Institutional shareholding patterns in mid-cap firms are shaped by several interrelated factors. CEO characteristics—including duality ,education, tenure, domain expertise, and prior leadership experience—serve as signals of strategic competence and governance strength, impacting investor confidence (Bhagat, Bolton, & Subramanian, 2010; Singh & Kansal, 2021). These effects are especially pronounced in the BFSI sector, where leadership quality directly affects compliance, risk, and innovation.

Additionally, industry-specific dynamics such as regulatory intensity, and competitive pressures influence how institutional investors perceive mid-cap firms. Strong corporate governance mechanisms—including board independence, gender diversity, and promoter shareholding transparency—further strengthen a firm’s appeal (Jensen & Meckling, 1976; Adams & Ferreira, 2009).

This study examines the interplay between CEO characteristics, industry factors, and governance practices in shaping institutional shareholding in India’s mid-cap BFSI sector. By integrating agency, stewardship, and signaling theories, the research offers nuanced insights into investor behavior and governance priorities in a rapidly evolving market.

Literature Review

In India’s dynamic BFSI (Banking, Financial Services, and Insurance) sector, institutional investors have emerged as pivotal agents of corporate discipline. Beyond providing capital, they demand enhanced transparency, regulatory compliance, and long-term value creation, particularly from mid-cap firms that straddle rapid growth and evolving governance maturity. Prior literature underscores their significance in shaping governance structures and firm performance (Balasubramanian, Black, & Khanna, 2010; Sarkar & Sarkar, 2000; Shleifer &Vishny, 1997). Narayan and Thenmozhi (2019) affirm that institutional ownership in India’s mid-cap firms promotes greater transparency and valuation efficiency, reinforcing their role in stabilizing the sector and enhancing stakeholder accountability.

CEO Characteristics and Strategic Signaling

CEO attributes—particularly duality,educational background, age, and tenure tc. —are critical to shaping firm strategy, governance efficacy, and institutional investor perception. CEO duality, where the CEO also chairs the board, continues to polarize governance discourse. While it can streamline decision-making (Finkelstein &D’Aveni, 1994), it may also compromise board independence and oversight (Brickley, Coles, & Jarrell, 1997; Daily & Dalton, 1997). Within Indian BFSI firms, Gupta and Sharma (2020) highlight that the governance environment—especially board independence—mediates the impact of CEO duality on firm performance and investor response.

The CEO's educational pedigree acts as a strategic signal of governance acumen and market credibility. Advanced degrees, particularly those with global or financial specialization, are associated with better strategic foresight and risk oversight (Bhagat, Bolton, & Subramanian, 2010).

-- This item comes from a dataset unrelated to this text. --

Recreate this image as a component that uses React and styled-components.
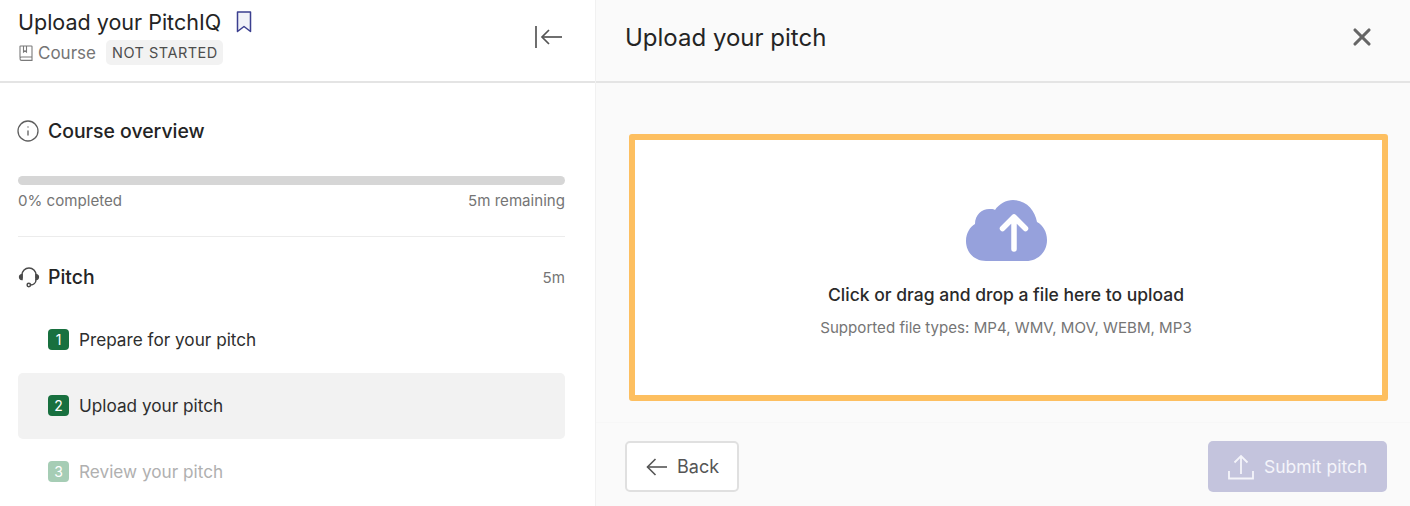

Singh and Kansal (2021) find that Indian firms led by highly educated CEOs tend to attract stable institutional ownership, especially in BFSI where technical and regulatory demands are elevated. Similarly, Custódio and Metzger (2014) link financial expertise among CEOs with superior capital allocation and investor confidence.

Gender Diversity in Corporate Boards

Gender diversity within boards is increasingly recognized not merely as a compliance mandate but as a governance enhancer. Diverse boards contribute cognitive richness, enhance deliberative quality, and promote stakeholder inclusivity (Adams & Ferreira, 2009; Terjesen, Sealy, & Singh, 2009). In India, Sharma and Verma (2022) observe that gender-diverse boards improve ethical oversight and reduce risk opacity, strengthening investor confidence in sectors with heightened scrutiny such as BFSI.

Independent Directors and Board Effectiveness

Independent directors function as vital governance intermediaries in India’s promoter-centric ownership environment. Grounded in agency theory (Jensen & Meckling, 1976), their presence addresses asymmetries between controlling promoters and minority shareholders. Their ability to foster board transparency and strategic accountability is well-documented (Balasubramanian et al.,

2010; Ghosh, 2010). Institutional investors consistently prioritize firms with strong board independence, seeing it as indicative of governance resilience (Sarkar & Sarkar, 2000).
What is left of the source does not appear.